Google is putting all of those scanned books to good use.

Google (GOOG) has a deep history in academics, with its founders coming from Stanford’s Computer Science PhD program and untold numbers of PhDs amongst Google’s ranks.  So it isn’t a surprise to see some of Google’s products having secondary uses as academic tools.

Google is scanning and searching the world’s books and cataloguing those texts into massive searchable databases to both advertise against and also distribute as part of its Google Bookstore and Google Books projects.  But some researchers found a way to gain some more knowledge of trends in the books Google has catalogued.

Since 2004, Google has digitized more than 15 million books worldwide. The datasets we’re making available today to further humanities research are based on a subset of that corpus, weighing in at 500 billion words from 5.2 million books in Chinese, English, French, German, Russian, and Spanish. The datasets contain phrases of up to five words with counts of how often they occurred in each year.
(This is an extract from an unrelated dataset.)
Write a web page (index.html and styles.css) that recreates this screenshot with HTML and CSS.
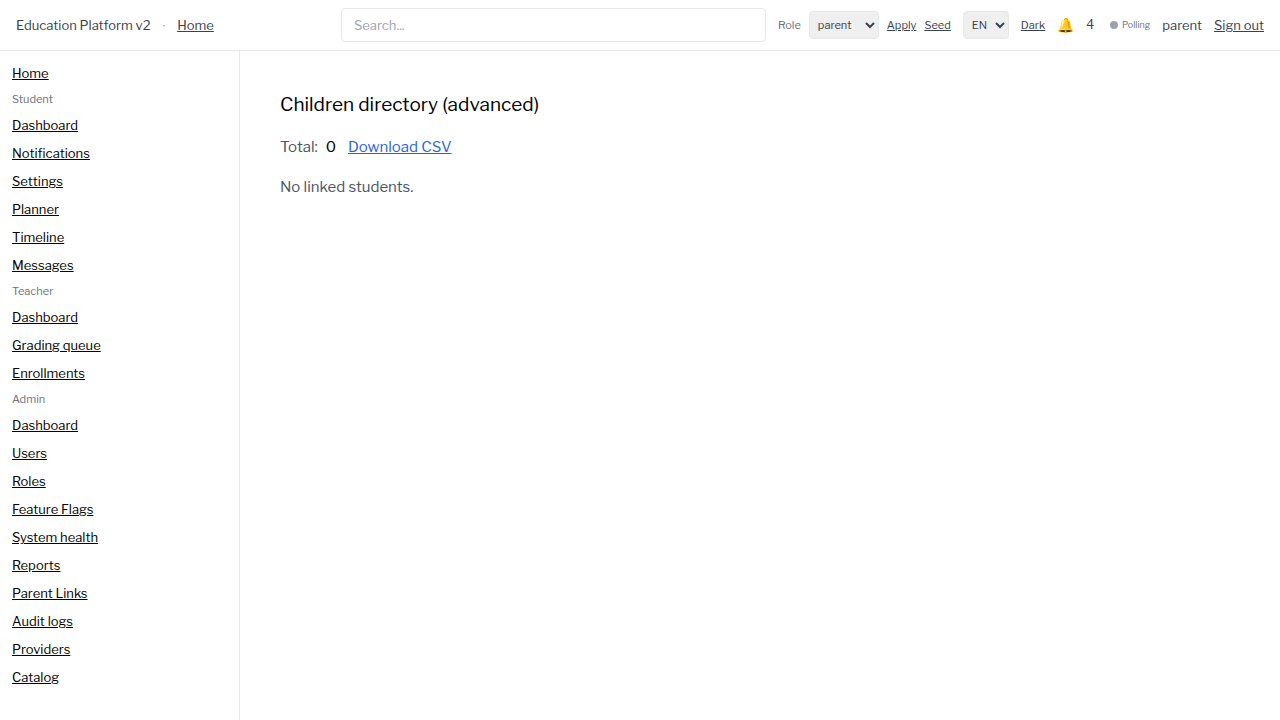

These datasets were the basis of a research project led by Harvard University’s Jean-Baptiste Michel and Erez Lieberman Aiden published today in Science and coauthored by several Googlers. Their work provides several examples of how quantitative methods can provide insights into topics as diverse as the spread of innovations, the effects of youth and profession on fame, and trends in censorship.

Enter GoogleLabs Ngram Viewer, which allows you to type in word strings and track those terms’ popularity over time in a variety of languages.

For instance, take a look at when and how “feminism” entered into the French vernacular at the turn of the last century:



Oh, and this is Google, so there is an easter egg.  Ngram “Never gonna give you up.”